You have to hand it to the pop veterans. They don't stint. Paul McCartney played three hours without interval and without leaving the stage.
A few months off 70, he is a phenomenon. He looks and sounds remarkable, and the energy levels are boundless. He has the peerless ability to transport an audience back to what, aided by screen projections of frolicking mop tops and psychedelic images, he convinces you are happier or at least more colourful times. And transport us he did, opening with Hello Goodbye and All My Loving. Sandwiched between the two was a minor Wings’ hit Junior’s Farm. Not many songs could cope with being the meat in the sandwich of those two Beatles classics. Junior’s Farm certainly couldn’t.
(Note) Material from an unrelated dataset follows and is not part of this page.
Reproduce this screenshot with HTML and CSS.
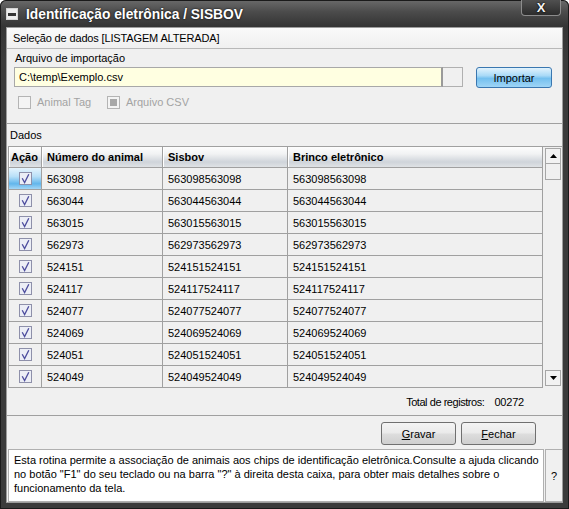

But it was quickly back to numbers from his first heyday, two from 1965 performed in the UK for the first time, The Night Before and the Word. It just took the 46 years then to give these an airing.
Surprisingly perhaps, it was two Wings numbers that nearly stole the show, the supremely classy Let Me Roll It, apparently a favourite of McCartney’s new wife, which shows her to be a woman of taste, and the almost forgotten Mrs Vandebilt with its disarmingly catchy ho hey ho chorus.
I had some niggles. His band, which disconcertingly has been with him longer than The Beatles were together, doesn’t always give his songs the subtlety they deserve. A song like Maybe I’m Amazed scores because of the contrast of its quiet, soulful opening and the impassioned yell of the later verse. Play it at one constant, driving pace and volume, and something is lost.
Also, A Day In The Life is a too perfect, too symmetrical confection to only deliver half of it.
But what price niggles, when the middle section of the show once more transported us with beautifully rendered versions of I’ve Just Seen a Face, I Will and Blackbird, the last played as a solo acoustic number, and the inevitable but somehow always fresh Eleanor Rigby.
And the last section was pure heaven. Not just the stunning pyrotechnics of Live and Let Die, more the evergreen Day Tripper which defies you not to sing along, and the final segment of the Abbey Road album ending with the evening with the words “And in the end the love you take is equal to the love you make”, a real McCartneyism if ever there was one.